Energy-Efficient Pseudo-Ratchet for Brownian Computers through One-Dimensional Quantum Brownian Motion
Sho Nakade, Ferdinand Peper, Kazuki Kanki, Tomio Petrosky
TL;DR
The paper introduces a one-dimensional quantum Brownian motion model in which momentum-space is partitioned into disjoint subspaces by a resonance condition, enabling intrinsic unidirectional transport without external forcing and without net energy dissipation. The dynamics reduce to an advection-diffusion equation with momentum-dependent coefficients $\sigma(P)$ and $D(P)$, and unidirectional transport arises at local equilibrium within each subspace, while quantum dissipation persists only in the quantum regime.
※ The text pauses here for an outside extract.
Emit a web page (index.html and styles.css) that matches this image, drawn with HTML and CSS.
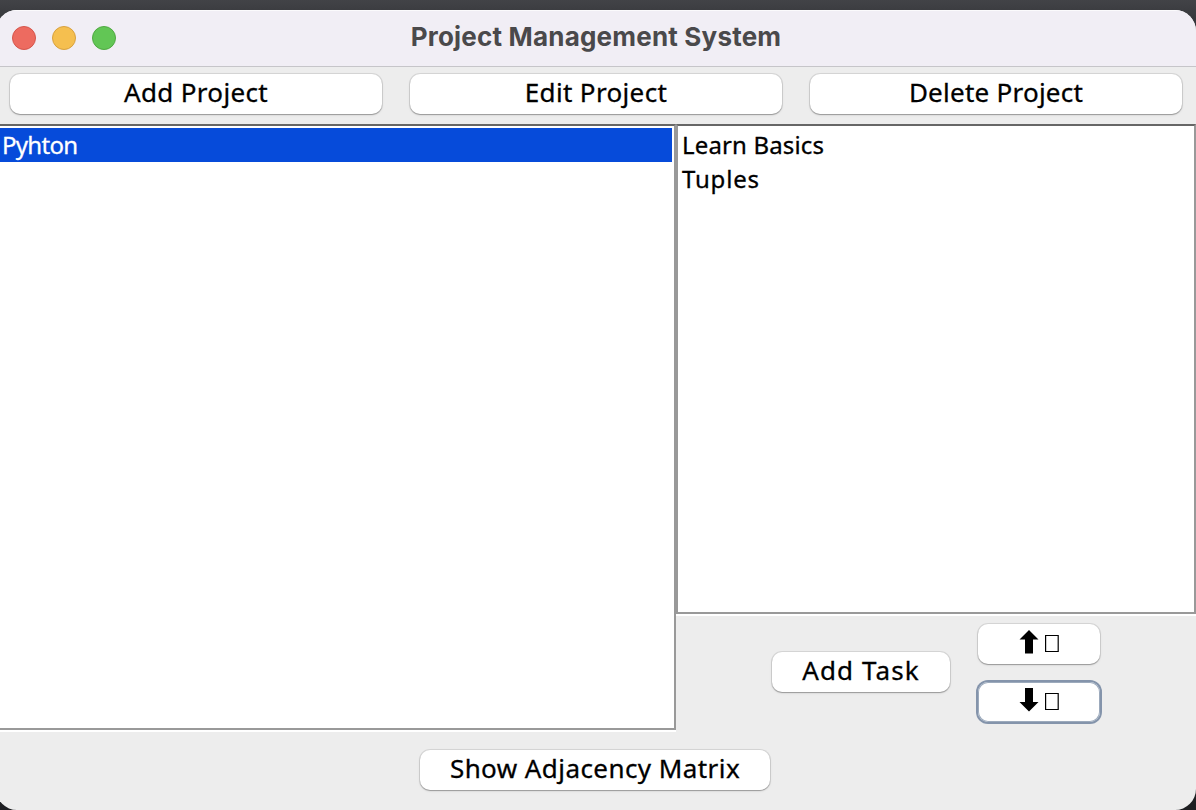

By preparing a nonfactorizable Gaussian initial state that creates a coordinate–momentum correlation, the authors demonstrate transient spatial contraction with an apparent negative diffusion, yet the total entropy respects the H-theorem due to a reduction in mutual information $S_I^{X:P}$ between $X$ and $P$. This framework suggests a route to ultra-low-energy Brownian computing, where transport direction and spatial concentration can be controlled via intrinsic quantum correlations rather than external work, with entropy accounting ensuring thermodynamic consistency.
Abstract
Brownian computers utilize thermal fluctuations as a resource for computation and hold promise for achieving ultra-low-energy computations. However, the lack of a statistical direction in Brownian motion necessitates the incorporation of ratchets that facilitate the speeding up and completion of computations in Brownian computers. To make the ratchet mechanism work effectively, an external field is required to overcome thermal fluctuations, which has the drawback of increasing energy consumption. As a remedy for this drawback, we introduce a new approach based on one-dimensional (1D) quantum Brownian motion, which exhibits intrinsic unidirectional transport even in the absence of external forces or asymmetric potential gradients, thereby functioning as an effective pseudo-ratchet. Specifically, we exploit that quantum resonance effects in 1D systems divide the momentum space of particles into subspaces. These subspaces have no momentum inversion symmetry, resulting in the natural emergence of unidirectional flow. We analyze this pseudo-ratchet mechanism without energy dissipation from an entropic perspective and show that it remains consistent with the second law of thermodynamics.